I want to talk briefly about the effective use of Australia’s police personnel, particularly the Australian Federal Police, but with reference to the state forces too. This use has also been an important step in pursuing viable long-term peace in so many places, particularly in our region. As we know, and as we have discussed in the chamber on several occasions, police cannot and should not take military roles in peacekeeping operations. But they are a very essential part of a package of measures, if you like, which might also include the military and diplomacy that are available to Australia in such circumstances.
We have been contributing police to peacekeeping operations for over 40 years, primarily through the AFP and its predecessor organisations. The initial contribution of police that we made to the UN force in Cyprus was intended to last three months. It had a mandate to end hostilities and to promote a peaceful solution. That initial deployment of 40 police was sent in May 1964. It is a touch more than three months later, and we are in fact still there. The island finds itself demarcated by a green zone buffer between the two factions, and there are 1,300 troops stationed there still, including a rotation of 15 Australian police—so the situation remains relatively calm and stable. I guess at some point, some day, it will come to the international community to ask what the resolution in that particular area will be.
In relation to policing, the International Deployment Group in the AFP was formed in 2004 to manage the development of Australian and Pacific Island police offshore to do a number of important things—in multilateral law, capacity building missions, in bilateral law, enforcement capacity building programs which occur under the auspices of the Law Enforcement Cooperation Program, in international monitoring missions and in international peacekeeping missions as civilian police with the United Nations. In August of this year, the government announced an increased commitment in funding of over $490 million to strengthen the AFP’s capacity and to respond to international crises. That funding will boost the IDG’s staffing levels, it is envisaged, by hopefully 400 personnel over five years.
Even in recent weeks we have seen very fast and effective deployments of highly skilled Australian police and members of the ADF to address urgent situations in places in our region, like Tonga, where the importance of that IDG came once more to the fore. In addition to our commitment to Cyprus, we also have police forces currently deployed in Timor-Leste, Jordan, Nauru, Sudan, the Solomon Islands and Vanuatu. As Australians, we are very significant contributors to global peacekeeping operations. On another level, multinational peacekeeping has provided both the ADF and the AFP with considerable operational experience. Just as importantly, the professionalism that has been displayed by our deployed members has been of fundamental practical humanitarian benefit for the victims of the conflicts that they seek to work in.

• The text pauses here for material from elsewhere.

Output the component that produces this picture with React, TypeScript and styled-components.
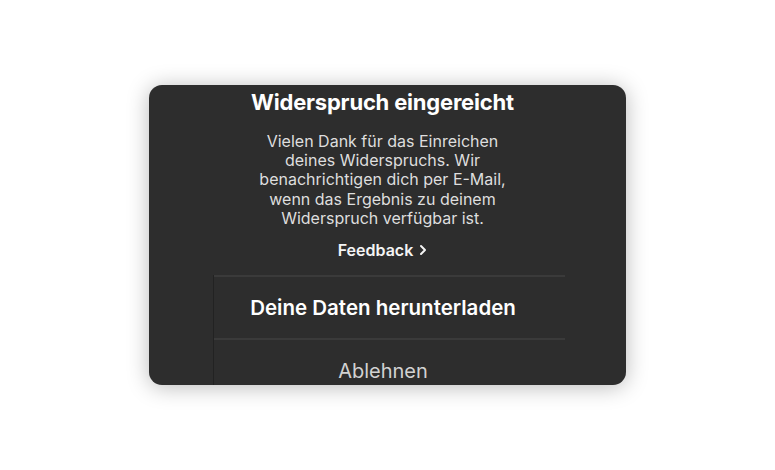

In early 1993, which marked somewhat of a high point in our peacekeeping commitments, Australia had nearly 2,000 ADF and AFP personnel deployed in seven UN and three other multinational peacekeeping operations. When we withdrew from UNITAF in Somalia that figure was halved, and it was halved again as UNTAC wound down on schedule in late 1993. Australia’s record of 37 UN and 10 other multinational peacekeeping operations is indeed one of which we can be very proud. I have seen it in action myself, as I know many other members of this chamber have. My personal very high regard for those men and women of the ADF and the AFP who engage in these very important operations has been put on the record in this place before.
I have also had the opportunity, as both chair of the Human Rights Subcommittee of the Joint Standing Committee on Foreign Affairs, Defence and Trade and chair of the Senate Standing Committee on Legal and Constitutional Affairs, to visit both the ADF peacekeeping centre at Williamtown and the International Deployment Group at Majura, here in the Australian Capital Territory, to be well briefed and to have a good look at the sorts of preparation and effort that both the agencies make in relation to their work. That was a very reassuring opportunity.

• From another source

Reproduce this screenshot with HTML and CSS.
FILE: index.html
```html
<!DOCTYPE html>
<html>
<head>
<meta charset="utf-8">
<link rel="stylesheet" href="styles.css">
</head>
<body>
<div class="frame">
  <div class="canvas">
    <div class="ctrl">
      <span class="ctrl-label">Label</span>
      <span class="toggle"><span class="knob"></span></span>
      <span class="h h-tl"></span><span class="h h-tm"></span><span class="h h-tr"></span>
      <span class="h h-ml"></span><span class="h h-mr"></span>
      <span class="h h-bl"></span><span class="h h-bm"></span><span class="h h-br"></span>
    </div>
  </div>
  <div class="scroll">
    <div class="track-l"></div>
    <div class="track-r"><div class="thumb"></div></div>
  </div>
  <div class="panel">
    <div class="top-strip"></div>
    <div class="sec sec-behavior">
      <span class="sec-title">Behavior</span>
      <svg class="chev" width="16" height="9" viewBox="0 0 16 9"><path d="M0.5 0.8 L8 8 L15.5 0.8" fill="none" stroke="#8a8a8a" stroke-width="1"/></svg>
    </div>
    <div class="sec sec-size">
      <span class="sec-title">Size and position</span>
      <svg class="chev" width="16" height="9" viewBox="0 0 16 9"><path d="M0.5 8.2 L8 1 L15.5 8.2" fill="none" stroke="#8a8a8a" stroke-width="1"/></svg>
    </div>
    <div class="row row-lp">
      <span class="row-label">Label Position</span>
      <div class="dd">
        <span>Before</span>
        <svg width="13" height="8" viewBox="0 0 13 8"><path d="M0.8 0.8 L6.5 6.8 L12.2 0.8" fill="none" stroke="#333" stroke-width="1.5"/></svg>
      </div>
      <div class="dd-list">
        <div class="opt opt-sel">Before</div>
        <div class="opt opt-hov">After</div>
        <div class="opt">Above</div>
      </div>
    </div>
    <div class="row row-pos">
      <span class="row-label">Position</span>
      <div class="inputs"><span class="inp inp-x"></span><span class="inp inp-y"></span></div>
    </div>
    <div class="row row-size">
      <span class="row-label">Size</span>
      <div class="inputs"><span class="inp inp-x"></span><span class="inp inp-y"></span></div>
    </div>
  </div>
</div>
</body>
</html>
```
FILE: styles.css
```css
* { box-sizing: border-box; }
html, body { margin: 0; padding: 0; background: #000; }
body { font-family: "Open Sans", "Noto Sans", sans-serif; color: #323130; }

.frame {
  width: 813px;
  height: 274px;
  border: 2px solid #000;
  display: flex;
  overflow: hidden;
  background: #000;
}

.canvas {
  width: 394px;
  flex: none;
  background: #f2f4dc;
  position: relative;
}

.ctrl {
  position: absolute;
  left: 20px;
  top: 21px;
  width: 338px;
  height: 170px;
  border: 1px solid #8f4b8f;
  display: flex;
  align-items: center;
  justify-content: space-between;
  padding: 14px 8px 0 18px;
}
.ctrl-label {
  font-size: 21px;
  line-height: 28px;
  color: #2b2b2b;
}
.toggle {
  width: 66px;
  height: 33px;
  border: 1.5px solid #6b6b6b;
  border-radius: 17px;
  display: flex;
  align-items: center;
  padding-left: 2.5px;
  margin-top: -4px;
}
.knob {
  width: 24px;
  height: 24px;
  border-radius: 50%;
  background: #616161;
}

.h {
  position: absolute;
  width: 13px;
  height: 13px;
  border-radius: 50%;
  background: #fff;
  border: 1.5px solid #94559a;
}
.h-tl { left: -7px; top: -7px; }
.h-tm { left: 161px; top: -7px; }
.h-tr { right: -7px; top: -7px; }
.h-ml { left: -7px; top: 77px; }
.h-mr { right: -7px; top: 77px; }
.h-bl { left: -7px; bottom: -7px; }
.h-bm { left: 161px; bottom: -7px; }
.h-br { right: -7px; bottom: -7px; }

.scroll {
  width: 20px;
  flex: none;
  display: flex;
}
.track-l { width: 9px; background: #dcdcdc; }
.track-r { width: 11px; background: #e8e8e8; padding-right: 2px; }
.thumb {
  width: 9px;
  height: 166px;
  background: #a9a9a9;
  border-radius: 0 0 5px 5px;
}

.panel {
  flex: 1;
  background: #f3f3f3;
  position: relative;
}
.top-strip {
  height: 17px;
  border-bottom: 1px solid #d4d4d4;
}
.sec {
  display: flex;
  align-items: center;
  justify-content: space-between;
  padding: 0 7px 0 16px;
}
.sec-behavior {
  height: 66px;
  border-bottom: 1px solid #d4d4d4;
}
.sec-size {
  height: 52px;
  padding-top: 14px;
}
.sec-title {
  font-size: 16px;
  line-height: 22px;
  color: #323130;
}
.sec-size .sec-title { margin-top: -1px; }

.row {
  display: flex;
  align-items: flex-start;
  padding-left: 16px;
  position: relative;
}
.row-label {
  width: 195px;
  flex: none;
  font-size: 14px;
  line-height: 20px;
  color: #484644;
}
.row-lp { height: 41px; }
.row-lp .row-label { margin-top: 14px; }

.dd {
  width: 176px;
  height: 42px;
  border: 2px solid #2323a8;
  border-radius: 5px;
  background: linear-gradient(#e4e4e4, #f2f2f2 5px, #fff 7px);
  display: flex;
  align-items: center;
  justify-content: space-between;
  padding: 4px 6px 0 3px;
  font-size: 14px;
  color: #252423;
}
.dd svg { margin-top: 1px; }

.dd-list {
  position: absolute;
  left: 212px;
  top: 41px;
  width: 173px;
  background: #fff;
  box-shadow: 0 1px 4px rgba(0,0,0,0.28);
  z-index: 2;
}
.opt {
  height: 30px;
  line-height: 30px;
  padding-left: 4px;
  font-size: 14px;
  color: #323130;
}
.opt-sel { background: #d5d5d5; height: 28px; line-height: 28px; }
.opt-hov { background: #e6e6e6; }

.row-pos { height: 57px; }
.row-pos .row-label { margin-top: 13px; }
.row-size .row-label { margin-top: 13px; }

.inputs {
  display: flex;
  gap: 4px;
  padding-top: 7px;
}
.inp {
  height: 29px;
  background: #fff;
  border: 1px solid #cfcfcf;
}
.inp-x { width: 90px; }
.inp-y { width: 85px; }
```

We can be particularly proud of our contributions to the harder and more dangerous military operations in, for example, Korea, Lebanon, Kuwait, Sarajevo and Somalia, of what have been very arduous missions in Kashmir and Iran and for our very professional and technical expertise which we have displayed in Cyprus, the Sinai, Namibia, the Western Sahara and Cambodia. None of this is easy. None of it is simple. It takes an enormous commitment from those deployed and also from Australia as the deploying nation in supporting our personnel.
In a statement that the Secretary-General of the United Nations released to mark the anniversary, he noted:
... so long as peacekeeping has the political and practical support and commitment of the international community, as expressed through the main organs of the United Nations, anything is possible. The task ahead will be demanding, but we will fulfil it.
Australia’s peacekeeping engagement over many years is a mark of our preparedness as a nation to meet very significant international obligations, to utilise the highly developed skills of the ADF and the AFP, to support nations and to support people in very difficult times. The exceptional job that those Australians do is reflected in the very high regard in which they are held in the UN system and by other participants in those deployments. Both the Australian Defence Force and the Australian Federal Police have a very proud tradition of support to UN missions—a tradition which I think is always underscored by the phrase embossed on every UN campaign medal: ‘In the service of peace’.